RicostruzionePercorrendo Gaza notiamo che tutta la regione è in pieno fermento: molti edifici bombardati durante Piombo Fuso sono stati ricostruiti, e altri nuovi sono venuti alla luce, tra cui centri commerciali e negozi. Anche i ministeri e il parlamento, colpiti due anni fa dalla furia criminale di Israele, sono di nuovo in piedi. La ricostruzione è avvenuta attraverso il recupero dei materiali di risulta, che sono stati triturati e mescolati alla sabbia. Negli ultimi tempi, a questa tecnica edilizia di sopravvivenza s'è aggiunta la presenza di cemento e ferro che arriva dai tunnel che collegano l'Egitto con la Striscia.

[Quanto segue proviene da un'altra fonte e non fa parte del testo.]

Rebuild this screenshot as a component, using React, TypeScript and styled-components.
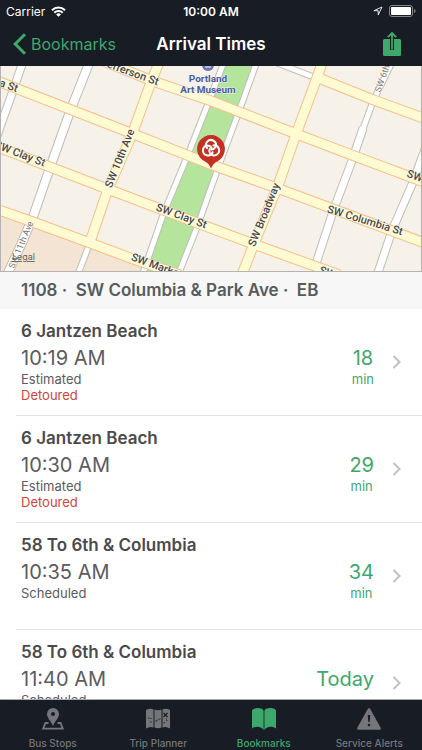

La ripresa delle attività economiche ed edili è ben visibile, e dimostra che la popolazione palestinese vuole condurre un'esistenza “normale”, nonostante le aggressioni israeliane e la distruzione che spesso si abbatte in questa parte della Palestina storica.

Ci sono aree della Striscia ormai completamente ricostruite, in particolare a Gaza City, e con una vita sociale e commerciale piuttosto attiva, ed altre, specialmente i campi profughi, depresse, quando non del tutto misere. Che l'assedio sia illegale e che la sua fine sia una questione soprattutto politica, lo ha sottolineato il premier Ismail Haniyah durante l'incontro con la delegazione internazionale, svoltosi oggi pomeriggio nella sede (anche questa ricostruita) del Parlamento.

Porre fine all'assedio. Rivolgendosi ai parlamentari e politici internazionali, Haniyah ha ribadito l'importanza di sollevare il blocco su Gaza e porre fine all'assedio che da cinque anni chiude la regione dal mare, da terra e dal cielo, e permettere così il libero transito di persone e merci.

(*) In tutto, i campi profughi sono 8 e ospitano in totale 492.500 persone.